■坂道切り抜けられず…救援要請
磐越西線を郡山へ向かう石油列車。磐梯町駅を通過すると上り坂の傾斜が増し、カーブもきつくなる。レール上で車輪が空回りしていることを知らせる空転ランプが何度も点灯した。速度を上げれば一気に登り切れると考えるのは素人の発想。正解は逆だ。運転士の遠藤文重さんは列車の速度を時速40キロから30キロ、25キロと落とし、車重を使って車輪とレールの摩擦を稼いでいく。
砂をまき減速
同時に砂まきも開始した。車輪の横に装着された小箱には10キログラム程度の砂が詰められており、ホースから車輪に向けて少しずつ砂をまき、レールとのかみ合わせをよくする。今回のDD51は九州など雪のない地域から集められている。砂まき装置には急ごしらえで凍結防止のヒーターが装着されていた。

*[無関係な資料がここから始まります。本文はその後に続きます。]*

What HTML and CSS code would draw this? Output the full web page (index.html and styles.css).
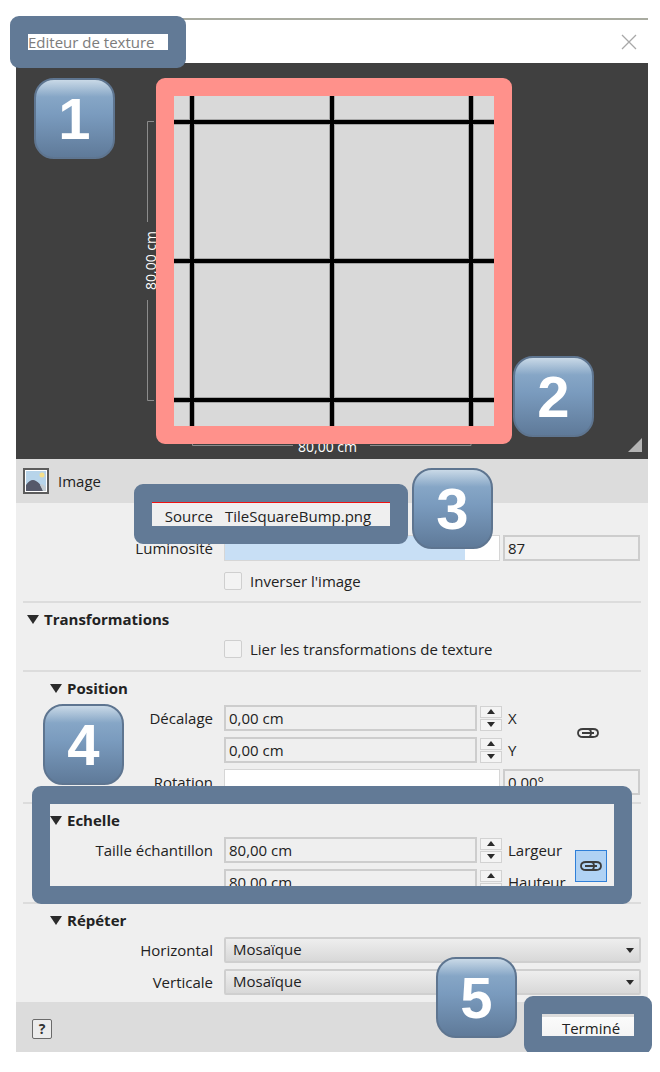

遠藤さんは、運転席の窓を開け耳を澄ます。空転ランプだけでは分からない車輪とレールの摩擦、砂のかみ具合を耳で判断するためだ。いつの間にか外は吹雪だ。吹きすさぶ風の音、ディーゼルエンジンの排気音に交じって甲高い金属音が聞こえる。「もっと速度を落とせ。砂をまけ」
間もなく翁島の駅だ。急カーブが眼前に迫る。速度は既に10キロ程度まで落ち、それでも空転ランプは消えない。パワーを微調整しなんとか切り抜けようとしたとき、ひときわ甲高い音を立てて車輪は空転し、石油列車は前進をやめた。傾斜が落ちるカーブの出口まであとわずかだった。